There’s more to the story with another lesson about God’s provision, a vine and a worm but that we’ll save for another time. The point is that the story of Jonah is a whale of a tale which has almost nothing to do with a whale. In fact, there are really a lot of messages in this little story, a lot of questions to be asked. I encourage you to reflect on the four short chapters and see which ones speak to you.
The story of Jonah is about tolerance and understanding. It reminds us that God is the God of all people. God loves Nineveh as much as Jerusalem, Moscow as much as Middle America. So, who are the people (or even the individuals) that we despise and distrust? Can we see that they’re just as important to God as we are? Can we all be like Jonah, getting to know them better as people?

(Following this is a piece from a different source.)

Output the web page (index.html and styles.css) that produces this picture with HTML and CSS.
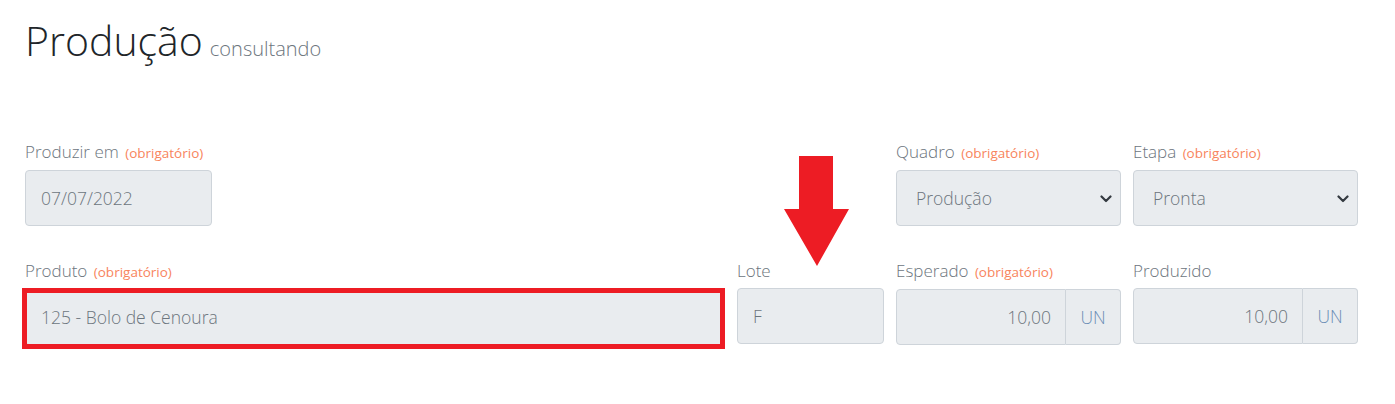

The story about the adventures of Jonah is about saying “yes” to God’s call. The question we need to ask ourselves is, where is the Nineveh God has called us to enter – the situation God calls us to which we would rather stay away from? Have we not run away from our own great cities and where do we think we can hide from the persistent call of the Lord God Almighty?
The story is about spiritual humility. It’s a lesson that we hoped Jonah and the people of Israel learned, Jesus called it blessed (Matthew 5:3), and we would please God with more spiritual humility today. When we wish for God to do one thing while knowing in our hearts that it’s God’s will to do another, can we grow past our anger and rebellion … can we, like Jonah, submit to God and say, “Thy will, not my will, be done”? Finally, the story says something important about the nature of God.
After making us see how we fail to answer God’s call and in fact run away, the story says that God is a merciful God. He gave Jonah a second chance and all He wanted to do was spare the great city of Nineveh from the consequences of its evil ways. As it was in the beginning, so is it now with God’s own children today. God will let us flee and fail. God will let us be like Jonah – once, twice, even seven times seventy times – and then God will call us back again. God knows how hard it is for us to put ourselves aside and do His will. Jonah did it, and so can we.
Jonah grew to do it and so can we. By God’s patient love, we can enter our Ninevehs today, not with fear and loathing, but with faith and steadfast courage. By God’s patient love, we can go to our Ninevehs and emerge as more than conquerors through Him who loved us, even in the Lord, Jesus Christ.